Ironically, it was the slowing of snowboard sales that made Moscarello think of it.
The story of “surfing the snow” dates to Christmas vacation in 1965 when Sherman Poppen of Muskegon, Michigan, lashed two skis together for his daughters to ride down a local hill.
Tinkering with the design, Poppen then came up with a single board that was shorter and wider than a traditional ski and equipped it with a rope for steering. By shifting weight on the back foot, the rider was able to “steer” the board while holding on to the rope. No bindings or special boots were required, just a sense of adventure to “surf” on snow.
In 1966, Poppen patented his idea as a “Surf-Type Snow Ski.” His wife is credited with the name Snurfer, combining the words “snow” and “surfer.” Voila, the Snurfer.
Poppen licensed the product to the Brunswick Corporation, then famous for its bowling advances of wooden lanes, pins and bowling balls, and worked with them to create a board from the same laminated wood they used for bowling lanes. The boards gained in popularity, and Poppen’s original Snurfer became the first commercially available snow surfer.
More than a million were sold
Additionally, from 1968 through the late ’70s, a National Snow Surfing Competition was held at a Muskegon college. Riders of all ages competed before hundreds of spectators.
It was at the first-ever “World Snurfing Championship” — held at the Pando Ski Center in Michigan in 1979 —that year 25-year-old Jake Carpenter competed. But he was riding his own creation, a single ski outfitted with crude bindings for his boots.
Snurfer precursor to Burton snowboards
Jake Burton Carpenter was in ninth grade when he first began bombing hills on Snurfers. He saw the potential for a new sport, widened the boards to install bindings, and tried out his first snowboard in 1975. (The 1975 Burton Backhill board was made of plywood and did not have steel edges nor a plastic base, but the 140-cm plank did sport a radical shape of 302-265-295 mm for a sidecut depth of 17 mm and a turn radius of just 6 meters.)
Carpenter, who now goes by the name of Jake Burton, went into the Burton Snowboard business in 1977. At first he made boards for backcountry powder riding and sold snowshoes for climbing up mountains. However, he soon discovered that most liked to ride, not climb.
The story goes that some workers dragged him to Stratton Mountain one night and convinced him to make boards using ski technology; so fiberglass boards with plastic bottoms and metal edges were developed for freestyle and alpine carving boards. Burton’s board line has expanded ever since and even little kids ride today thanks to Riglet boards, which echo the Snurfer in design.
[The late Tom Sims was a 13-year-old surfer, skateboarder, and skier living in Haddonfield, N.J., when he built a “skiboard” in woodshop class in 1963 — this preceded both the Snurfer and Burton in snowboard pioneering. The short snowboards he created and rode in the 1960s nosedived in powder, so he designed a five-foot snowboard with a ski-tip type nose to take to college in New Hampshire in 1969. Founded in 1976, SIMS made all three boards and contributed to skateboarding and snowboarding’s growing popularity in the 1980s.]

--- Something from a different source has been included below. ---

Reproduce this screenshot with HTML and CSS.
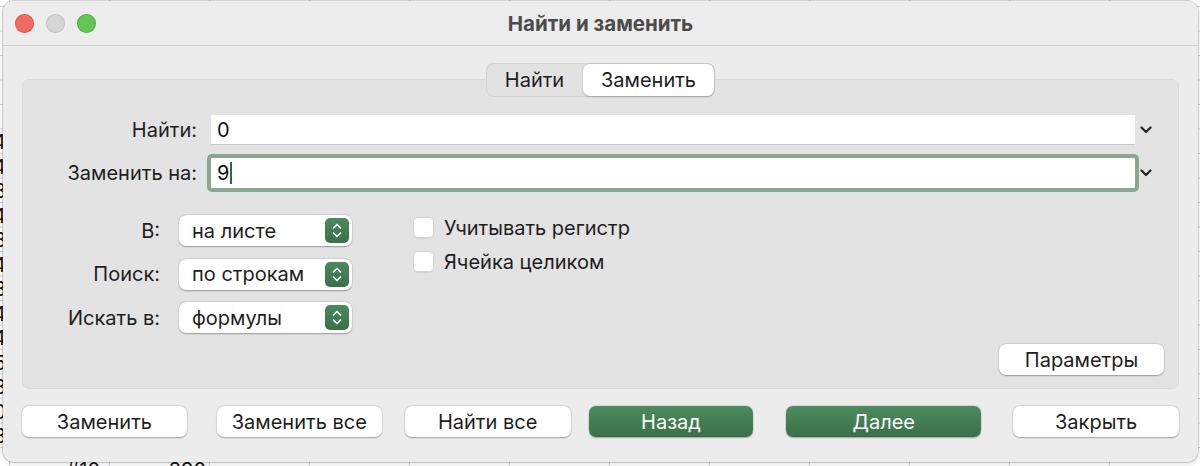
FILE: index.html
```html
<!DOCTYPE html>
<html lang="ru">
<head>
<meta charset="utf-8">
<title>Найти и заменить</title>
<link rel="stylesheet" href="styles.css">
</head>
<body>
<div class="sheet">
  <div class="sheet-nums">
    <span>4</span><span>4</span><span>3</span><span>4</span><span>3</span><span>4</span><span>3</span><span>4</span><span>4</span><span>5</span><span>3</span><span>0</span><span>3</span>
  </div>
  <div class="sheet-last"><span class="c1">#10</span><span class="c2">390</span></div>
</div>

<div class="window">
  <div class="titlebar">
    <div class="lights">
      <span class="light red"></span>
      <span class="light gray"></span>
      <span class="light green"></span>
    </div>
    <div class="title">Найти и заменить</div>
    <div></div>
  </div>

  <div class="content">
    <div class="tabs">
      <span class="tab">Найти</span>
      <span class="tab active">Заменить</span>
    </div>

    <div class="group">
      <div class="field">
        <span class="field-label">Найти:</span>
        <div class="input">0</div>
        <svg class="chev" width="12" height="8" viewBox="0 0 12 8"><path d="M1.5 1.5 L6 6 L10.5 1.5" fill="none" stroke="#222" stroke-width="2.2" stroke-linecap="round" stroke-linejoin="round"/></svg>
      </div>
      <div class="field">
        <span class="field-label">Заменить на:</span>
        <div class="input focused">9<span class="caret"></span></div>
        <svg class="chev" width="12" height="8" viewBox="0 0 12 8"><path d="M1.5 1.5 L6 6 L10.5 1.5" fill="none" stroke="#222" stroke-width="2.2" stroke-linecap="round" stroke-linejoin="round"/></svg>
      </div>

      <div class="options">
        <div class="popups">
          <span class="popup-label">В:</span>
          <div class="popup"><span>на листе</span><span class="stepper"><svg width="24" height="25" viewBox="0 0 24 25"><path d="M8.5 10 L12 6.5 L15.5 10 M8.5 15 L12 18.5 L15.5 15" fill="none" stroke="#fff" stroke-width="1.7" stroke-linecap="round" stroke-linejoin="round"/></svg></span></div>
          <span class="popup-label">Поиск:</span>
          <div class="popup"><span>по строкам</span><span class="stepper"><svg width="24" height="25" viewBox="0 0 24 25"><path d="M8.5 10 L12 6.5 L15.5 10 M8.5 15 L12 18.5 L15.5 15" fill="none" stroke="#fff" stroke-width="1.7" stroke-linecap="round" stroke-linejoin="round"/></svg></span></div>
          <span class="popup-label">Искать в:</span>
          <div class="popup"><span>формулы</span><span class="stepper"><svg width="24" height="25" viewBox="0 0 24 25"><path d="M8.5 10 L12 6.5 L15.5 10 M8.5 15 L12 18.5 L15.5 15" fill="none" stroke="#fff" stroke-width="1.7" stroke-linecap="round" stroke-linejoin="round"/></svg></span></div>
        </div>
        <div class="checks">
          <label class="check"><span class="box"></span>Учитывать регистр</label>
          <label class="check"><span class="box"></span>Ячейка целиком</label>
        </div>
      </div>

      <div class="params">
        <button class="btn btn-params">Параметры</button>
      </div>
    </div>

    <div class="actions">
      <button class="btn w165">Заменить</button>
      <button class="btn w165 ml30">Заменить все</button>
      <button class="btn w166 ml23">Найти все</button>
      <button class="btn primary w165 ml18">Назад</button>
      <button class="btn primary w195 ml33">Далее</button>
      <button class="btn w166 ml32">Закрыть</button>
    </div>
  </div>
</div>
</body>
</html>
```

FILE: styles.css
```css
* { box-sizing: border-box; }
html, body { margin: 0; padding: 0; }
body {
  width: 1200px;
  height: 466px;
  overflow: hidden;
  position: relative;
  background: #fff;
  font-family: Inter, "Noto Sans", sans-serif;
  color: #1e1e1e;
}

/* spreadsheet behind the dialog */
.sheet {
  position: absolute;
  inset: 0;
  background-color: #fff;
  background-image:
    linear-gradient(to right, #d4d4d4 1px, transparent 1px),
    linear-gradient(to bottom, #d4d4d4 1px, transparent 1px);
  background-size: 100px 100%, 100% 24.5px;
  background-position: 9px 0, 0 6px;
}
.sheet-nums {
  position: absolute;
  left: 0;
  top: 130px;
  width: 6px;
  display: flex;
  flex-direction: column;
  align-items: flex-end;
  overflow: hidden;
  font-size: 20px;
  color: #111;
}
.sheet-nums span { height: 24.5px; line-height: 24.5px; }
.sheet-last {
  position: absolute;
  left: 0;
  top: 458px;
  display: flex;
  font-size: 20px;
  color: #111;
}
.sheet-last .c1 { width: 100px; text-align: right; }
.sheet-last .c2 { width: 106px; text-align: right; }

/* dialog window */
.window {
  position: absolute;
  left: 3px;
  top: 1px;
  width: 1195px;
  height: 461px;
  background: #ececec;
  border-radius: 11px;
  box-shadow: 0 0 0 1px rgba(0,0,0,0.16), 0 2px 6px rgba(0,0,0,0.12);
  display: flex;
  flex-direction: column;
  overflow: hidden;
}

.titlebar {
  flex: none;
  height: 45px;
  display: grid;
  grid-template-columns: 1fr auto 1fr;
  align-items: center;
  border-bottom: 1px solid #d0d0d0;
  background: #ededed;
}
.lights { display: flex; gap: 12px; padding-left: 12px; }
.light { width: 19px; height: 19px; border-radius: 50%; }
.red { background: #ee6b5f; box-shadow: inset 0 0 0 1px rgba(200,70,60,0.45); }
.gray { background: #d6d6d6; box-shadow: inset 0 0 0 1px #c3c3c3; }
.green { background: #62c554; box-shadow: inset 0 0 0 1px rgba(60,160,50,0.45); }
.title {
  font-size: 20.5px;
  font-weight: 700;
  color: #4b4b4b;
}

.content {
  flex: 1;
  display: flex;
  flex-direction: column;
  padding: 17px 19px 0;
}

/* segmented control */
.tabs {
  align-self: center;
  position: relative;
  z-index: 1;
  display: flex;
  height: 34px;
  padding: 1px 1px 1px 0;
  background: #e2e2e2;
  border-radius: 8px;
  box-shadow: inset 0 0 0 1px #d3d3d3;
}
.tab {
  width: 97px;
  display: flex;
  align-items: center;
  justify-content: center;
  font-size: 20px;
}
.tab.active {
  width: 131px;
  background: #fff;
  border-radius: 7px;
  box-shadow: 0 0.5px 2px rgba(0,0,0,0.25);
}

/* group box */
.group {
  margin-top: -18px;
  background: #e3e3e3;
  border: 1px solid #dadada;
  border-radius: 7px;
  padding: 35px 0 13px;
}

.field {
  display: grid;
  grid-template-columns: 188px 1fr 43px;
  align-items: center;
  height: 30px;
}
.field + .field { margin-top: 13px; }
.field-label {
  text-align: right;
  padding-right: 14px;
  font-size: 20px;
}
.input {
  height: 30px;
  background: #fff;
  border-bottom: 1px solid #c8c8c8;
  display: flex;
  align-items: center;
  padding-left: 6px;
  font-size: 20px;
  color: #111;
}
.input.focused {
  border-bottom: none;
  outline: 4px solid #89a88d;
  border-radius: 1px;
}
.caret {
  display: inline-block;
  width: 2px;
  height: 22px;
  margin-left: 1px;
  background: #2c6a3c;
}
.chev { margin-left: 5px; }

/* options */
.options {
  display: flex;
  margin-top: 27px;
}
.popups {
  display: grid;
  grid-template-columns: 137px 173px;
  column-gap: 19px;
  row-gap: 12.5px;
  align-items: center;
}
.popup-label {
  text-align: right;
  font-size: 20px;
}
.popup {
  height: 31px;
  background: #fff;
  border-radius: 7px;
  box-shadow: 0 0.5px 1.5px rgba(0,0,0,0.3), 0 0 0 0.5px rgba(0,0,0,0.06);
  display: flex;
  align-items: center;
  justify-content: space-between;
  padding: 0 3px 0 13px;
  font-size: 20px;
}
.stepper {
  width: 24px;
  height: 25px;
  border-radius: 5px;
  background: linear-gradient(#4a8a5b, #3a7049);
  display: flex;
}

.checks {
  margin-left: 61px;
  padding-top: 2px;
  display: flex;
  flex-direction: column;
  gap: 13px;
}
.check {
  display: flex;
  align-items: center;
  gap: 10px;
  height: 21px;
  font-size: 20px;
}
.box {
  width: 21px;
  height: 21px;
  border-radius: 5px;
  background: #fff;
  box-shadow: inset 0 0 0 1px #d2d2d2, 0 0.5px 1px rgba(0,0,0,0.08);
}

.params {
  display: flex;
  justify-content: flex-end;
  padding-right: 14px;
  margin-top: 11px;
}

/* buttons */
.btn {
  height: 31px;
  border: none;
  padding: 0;
  background: #fff;
  border-radius: 7px;
  box-shadow: 0 0.5px 1.5px rgba(0,0,0,0.3), 0 0 0 0.5px rgba(0,0,0,0.06);
  font-family: Inter, "Noto Sans", sans-serif;
  font-size: 20px;
  color: #1e1e1e;
}
.btn.primary {
  background: linear-gradient(#4c8c5e, #3a7049);
  color: #fff;
}
.btn-params { width: 165px; }

.actions {
  display: flex;
  margin-top: 17px;
}
.w165 { width: 165px; }
.w166 { width: 166px; }
.w195 { width: 195px; }
.ml18 { margin-left: 18px; }
.ml23 { margin-left: 23px; }
.ml30 { margin-left: 30px; }
.ml32 { margin-left: 32px; }
.ml33 { margin-left: 33px; }
```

Back to a blast from the past
Brew Moscarello used to work at Burton when in 1990 he was clowning around on his old Bongo board (used by skiers for balance training in the 1960s) and came up with the idea for a better training board that could help riders work on their balance anywhere and off-season. In 1991, he founded Balance Designs, Inc,, in Manchester, Vt,. and pioneered the introduction of the iconic Vew-Do Balance board for which he got a patent in 1992.
He went on to design several models that are used by skiers, snowboarders, surfers, and other athletes like basketball and football players to build skills and develop balance and core strength as well.
Then a few years back, Moscarello had another idea. Noting the time and effort it takes to reach the slopes and that snowboard sales were starting to wane, the thought occurred to bring back the Snurfer.
He investigated and found out that Brunswick had licensed the Snurfer to Jem Corp, which had ceased to exist in the 1980s (ironically just when snowboarding was growing). Learning that Jem had abandoned the patent, he got Poppen’s blessing to obtain the patent and began to manufacture and sell the boards last year.
“Vew-Do has its roots in snowboarding, and with balance being a key part of riding a Snurfer, we thought who better than us to bring this icon back to market. We’re also thrilled to be providing a high quality, made-in-the-USA product that doesn’t require batteries and which will inspire adventure and healthy lifestyle,” Moscarello explainrs on his website.
It doesn’t require a lift ticket or wheels either since Snurfers can be ridden in the backyard or local hills — convenient fun for anyone who likes to play outdoors in snow.